Grief has been a teacher to Stacey and I (others also) through this difficult season of life.
I think the greatest lesson I have learned since that awful day is that the grace of God is without end. It is deeper than I ever imagined.
At my salvation I experienced Gods grace through faith. As I began to walk by faith his grace continued to be revealed to me. This is a wonderful experience.
At Jacobs death and the years that have followed I have learned more of Gods grace in the pain than in the days of pleasure. This is a wonderful experience as well.
Grief is a tool God used to teach of his boundless grace and strength. I didn’t enjoy the class but pain has taught us things about God that aren’t known apart from discomfort.
Seven years ago I was at my lowest and weakest point in life. It seemed unbearable but Jesus carried the burden with us the whole way, till this day.
Jesus taught us things about his grace that we never could have understood apart from losing our son.
There is grace in pain. A depth of grace that is discovered only in our weakest points in life.
God didn’t remove our pain. Jacob is gone and that is a continual ache in our hearts.
I hated the hurt and wanted it gone. But now I wouldn’t trade the pain for what I have gained and learned through it.

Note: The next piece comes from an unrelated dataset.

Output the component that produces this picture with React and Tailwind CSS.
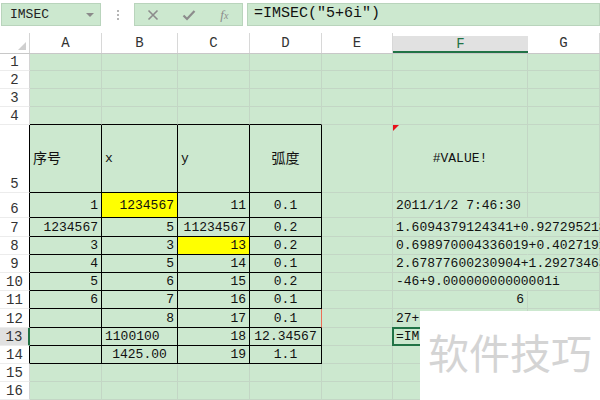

The apostle Paul experienced tremendous pain and Jesus refused to remove it. Paul also was instructed by a teacher named Grace.
Three times I pleaded with the Lord about this, that it should leave me. But he said to me, “My grace is sufficient for you, for my power is made perfect in weakness.” Therefore I will boast all the more gladly of my weaknesses, so that the power of Christ may rest upon me. 2 Corinthians 12:8-9
Wonderful things are learned in Gods classroom of pain. What have I learned most? Gods teacher is named Grace and she is more wonderful than I ever imagined or thought possible.